However, in the past twelve months we have seen a dramatic growth in both users and transaction volumes, with new use cases prompted by the pandemic, contributing to a 100% growth in Open Banking take-up in just over six months. Today, over 2.5 million UK citizens use an ever-expanding ecosystem of Open Banking services. This number continues to grow at a rate of 1,000,000 new users every six months and we will soon reach the 3 million user mark. Similarly, transaction volumes have grown exponentially, increasing from 66.8 million in 2018 to nearly 6 billion last year. As of today, hundreds of thousands of UK consumers and business are subscribing to innovative new services facilitated by Open Banking standards and protocols, making well over half-a-billion API calls each month.
From obligation to opportunity
The core objective of Open Banking regulation was of course to foster increased competition and choice for consumers and businesses. It’s fair to say this competitive imperative was not universally welcomed at the time by banks, who were obliged to carry the costs and responsibilities to open up account data to approved and trusted third party providers – and thereby create an open-API ecosystem for new entrants and competitors.
However, from obligation, sprang opportunity. With such an open playing field, the past year has seen banks and others, begin to more ambitiously explore the unique service propositions and use-cases that Open Banking provides. The wide changes to all aspects of our lives brought about by the pandemic have arguably accelerated this process. Last month the Open Banking Implementation Entity (OBIE) published research showing the rapid take up of new open banking services since the start of the pandemic, with a marked increase in small business borrowing and product switching facilitated by Open Banking.
Banks have started to look beyond obvious simple account aggregation and payment innovation benefits of Open Banking, to explore other more creative use cases that can bring significant improvement and benefit to consumers and businesses alike. This wider potential of open banking has not been lost on the public sector also, with HMRC recently launching a request for information to explore the uses of Open Banking to deliver a wide range of public services.
Digital Identity
One such potential ‘public service’ is the provision of an assured digital identity for all UK citizens – one that is secure, simple, inclusive and easy to deploy. We have a great opportunity in the UK to leverage the extraordinary potential of the Open Banking ecosystem to tackle a fundamental social and economic imperative of securely validating our personal identity online.
Such an Open Banking based digital identity approach builds upon the proven and established open-API model. It provides a return on investment for the significant technical work already undertaken by the banks, and most significantly enables a rapid market deployment for a bank-validated identity assurance service that businesses, government and consumers so clearly need and can benefit from.

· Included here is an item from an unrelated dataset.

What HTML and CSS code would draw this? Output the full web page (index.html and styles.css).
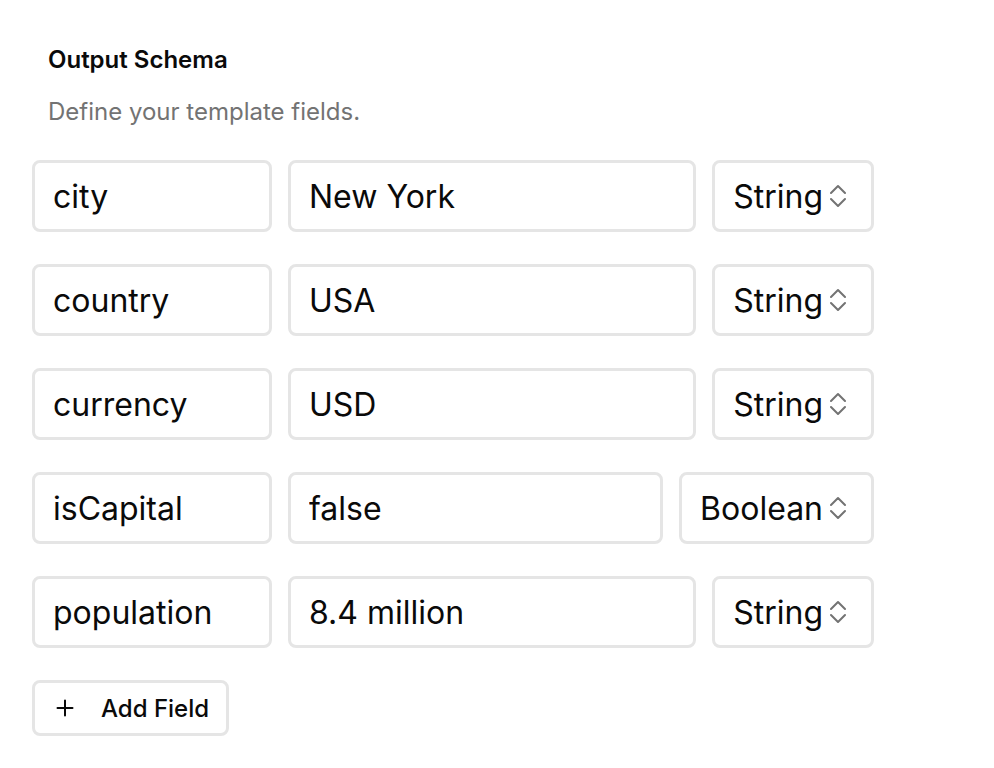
FILE: index.html
```html
<!DOCTYPE html>
<html lang="en">
<head>
    <meta charset="UTF-8">
    <title>Output Schema</title>
    <link rel="stylesheet" href="styles.css">
</head>
<body>
    <div class="panel">
        <div class="header">
            <h2>Output Schema</h2>
            <p>Define your template fields.</p>
        </div>

        <div class="fields">
            <div class="field-row">
                <input class="field-name" type="text" value="city">
                <input class="field-value" type="text" value="New York">
                <div class="type-select">
                    <span>String</span>
                    <svg width="16" height="24" viewBox="0 0 16 24"><path d="M1 9 L8 2 L15 9 M1 15 L8 22 L15 15"/></svg>
                </div>
            </div>
            <div class="field-row">
                <input class="field-name" type="text" value="country">
                <input class="field-value" type="text" value="USA">
                <div class="type-select">
                    <span>String</span>
                    <svg width="16" height="24" viewBox="0 0 16 24"><path d="M1 9 L8 2 L15 9 M1 15 L8 22 L15 15"/></svg>
                </div>
            </div>
            <div class="field-row">
                <input class="field-name" type="text" value="currency">
                <input class="field-value" type="text" value="USD">
                <div class="type-select">
                    <span>String</span>
                    <svg width="16" height="24" viewBox="0 0 16 24"><path d="M1 9 L8 2 L15 9 M1 15 L8 22 L15 15"/></svg>
                </div>
            </div>
            <div class="field-row">
                <input class="field-name" type="text" value="isCapital">
                <input class="field-value" type="text" value="false">
                <div class="type-select">
                    <span>Boolean</span>
                    <svg width="16" height="24" viewBox="0 0 16 24"><path d="M1 9 L8 2 L15 9 M1 15 L8 22 L15 15"/></svg>
                </div>
            </div>
            <div class="field-row">
                <input class="field-name" type="text" value="population">
                <input class="field-value" type="text" value="8.4 million">
                <div class="type-select">
                    <span>String</span>
                    <svg width="16" height="24" viewBox="0 0 16 24"><path d="M1 9 L8 2 L15 9 M1 15 L8 22 L15 15"/></svg>
                </div>
            </div>
        </div>

        <button class="add-field">
            <svg width="24" height="24" viewBox="0 0 24 24"><path d="M12 4.5 V19.5 M4.5 12 H19.5"/></svg>
            <span>Add Field</span>
        </button>
    </div>
</body>
</html>
```

FILE: styles.css
```css
/* Page */
body {
    margin: 0;
    background-color: #fff;
    color: #0a0a0a;
    font-family: 'Inter', 'Noto Sans', sans-serif;
}

.panel {
    padding: 44px 32px;
    width: 842px;
}

/* Heading */
.header {
    padding-left: 16px;
    margin-bottom: 32px;
}

.header h2 {
    margin: 0;
    font-size: 24px;
    line-height: 32px;
    font-weight: 600;
}

.header p {
    margin: 20px 0 0;
    font-size: 24px;
    line-height: 32px;
    color: #737373;
}

/* Field rows */
.fields {
    display: flex;
    flex-direction: column;
    gap: 32px;
}

.field-row {
    display: flex;
    gap: 16px;
}

.field-name,
.field-value,
.type-select {
    box-sizing: border-box;
    height: 72px;
    border: 3px solid #e5e5e5;
    border-radius: 8px;
    background-color: #fff;
    font-family: inherit;
    font-size: 32px;
    color: #0a0a0a;
    padding: 0 18px;
    margin: 0;
    outline: none;
}

.field-name {
    width: 240px;
}

.field-value {
    flex: 1;
    min-width: 0;
}

.type-select {
    display: flex;
    align-items: center;
    gap: 7px;
    padding-right: 25px;
}

.type-select svg,
.add-field svg {
    fill: none;
    stroke: #737373;
    stroke-width: 2;
    stroke-linecap: round;
    stroke-linejoin: round;
}

/* Add button */
.add-field {
    margin-top: 32px;
    height: 56px;
    display: flex;
    align-items: center;
    gap: 24px;
    padding: 0 17px 0 18px;
    border: 3px solid #e5e5e5;
    border-radius: 8px;
    background-color: #fff;
    font-family: inherit;
    font-size: 24px;
    font-weight: 500;
    color: #0a0a0a;
    cursor: pointer;
}

.add-field svg {
    stroke: #0a0a0a;
}
```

The wide ‘social benefit’ of such a scheme is one that has motived me and my team at Digital Identity Net, and underpins the partnerships and relationships we have established, to enable the creation and launch this year of ‘OneID’ - an open digital identity platform in the UK.

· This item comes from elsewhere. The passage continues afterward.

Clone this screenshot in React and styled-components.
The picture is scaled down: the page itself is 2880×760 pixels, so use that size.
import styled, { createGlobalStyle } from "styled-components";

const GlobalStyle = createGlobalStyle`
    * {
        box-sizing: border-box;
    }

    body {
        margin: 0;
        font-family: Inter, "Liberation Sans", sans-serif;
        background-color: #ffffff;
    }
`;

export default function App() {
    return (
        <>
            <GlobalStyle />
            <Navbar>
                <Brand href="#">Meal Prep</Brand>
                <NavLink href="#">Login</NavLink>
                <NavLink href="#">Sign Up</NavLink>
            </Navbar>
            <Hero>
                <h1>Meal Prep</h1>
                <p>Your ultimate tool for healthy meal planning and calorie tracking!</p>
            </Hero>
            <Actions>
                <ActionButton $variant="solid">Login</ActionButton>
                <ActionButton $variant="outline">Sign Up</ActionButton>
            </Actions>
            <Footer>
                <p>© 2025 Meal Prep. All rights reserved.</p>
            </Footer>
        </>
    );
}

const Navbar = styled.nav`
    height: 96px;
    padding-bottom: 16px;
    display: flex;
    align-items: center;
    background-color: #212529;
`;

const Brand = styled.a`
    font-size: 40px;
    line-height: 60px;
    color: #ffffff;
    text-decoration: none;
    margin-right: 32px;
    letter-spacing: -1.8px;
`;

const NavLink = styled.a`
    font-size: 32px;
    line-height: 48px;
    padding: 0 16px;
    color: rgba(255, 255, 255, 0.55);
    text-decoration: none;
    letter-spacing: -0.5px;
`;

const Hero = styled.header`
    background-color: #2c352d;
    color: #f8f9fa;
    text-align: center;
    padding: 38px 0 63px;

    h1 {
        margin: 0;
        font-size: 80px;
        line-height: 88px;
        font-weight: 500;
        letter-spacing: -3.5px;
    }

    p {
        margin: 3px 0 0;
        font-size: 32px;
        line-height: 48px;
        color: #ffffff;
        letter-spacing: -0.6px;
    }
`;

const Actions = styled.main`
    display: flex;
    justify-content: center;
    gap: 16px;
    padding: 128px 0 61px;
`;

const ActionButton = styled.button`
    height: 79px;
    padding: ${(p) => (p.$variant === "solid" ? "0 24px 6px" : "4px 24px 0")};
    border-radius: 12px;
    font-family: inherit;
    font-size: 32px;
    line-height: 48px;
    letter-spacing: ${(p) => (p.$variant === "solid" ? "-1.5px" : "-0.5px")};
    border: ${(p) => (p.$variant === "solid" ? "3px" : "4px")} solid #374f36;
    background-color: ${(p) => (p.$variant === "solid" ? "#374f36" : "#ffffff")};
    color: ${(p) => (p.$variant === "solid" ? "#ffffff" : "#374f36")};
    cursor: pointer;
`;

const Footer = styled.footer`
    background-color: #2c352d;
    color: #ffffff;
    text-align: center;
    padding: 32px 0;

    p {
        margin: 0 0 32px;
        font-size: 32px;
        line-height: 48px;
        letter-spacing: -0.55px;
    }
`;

In noting the three-year anniversary of Open Banking, Imran Gulamhuseinwala, the Implementation Trustee of OBIE, observed how the existing use case functionality benefits of Open Banking “serves as a natural blueprint for how the ‘open’ philosophy can be extended” in order to give citizens “greater control and greater benefits”.
Of all the exciting and innovative use cases that Open Banking potentially provides, a frictionless digital identity service for consumers to utilise their existing bank account data to transact online simply and securely, is arguably the biggest and most impactful opportunity to foster wide consumer adoption and acceptance of other Open Banking services. The infrastructure is in place. The social need is tangible. The solution is within our grasp.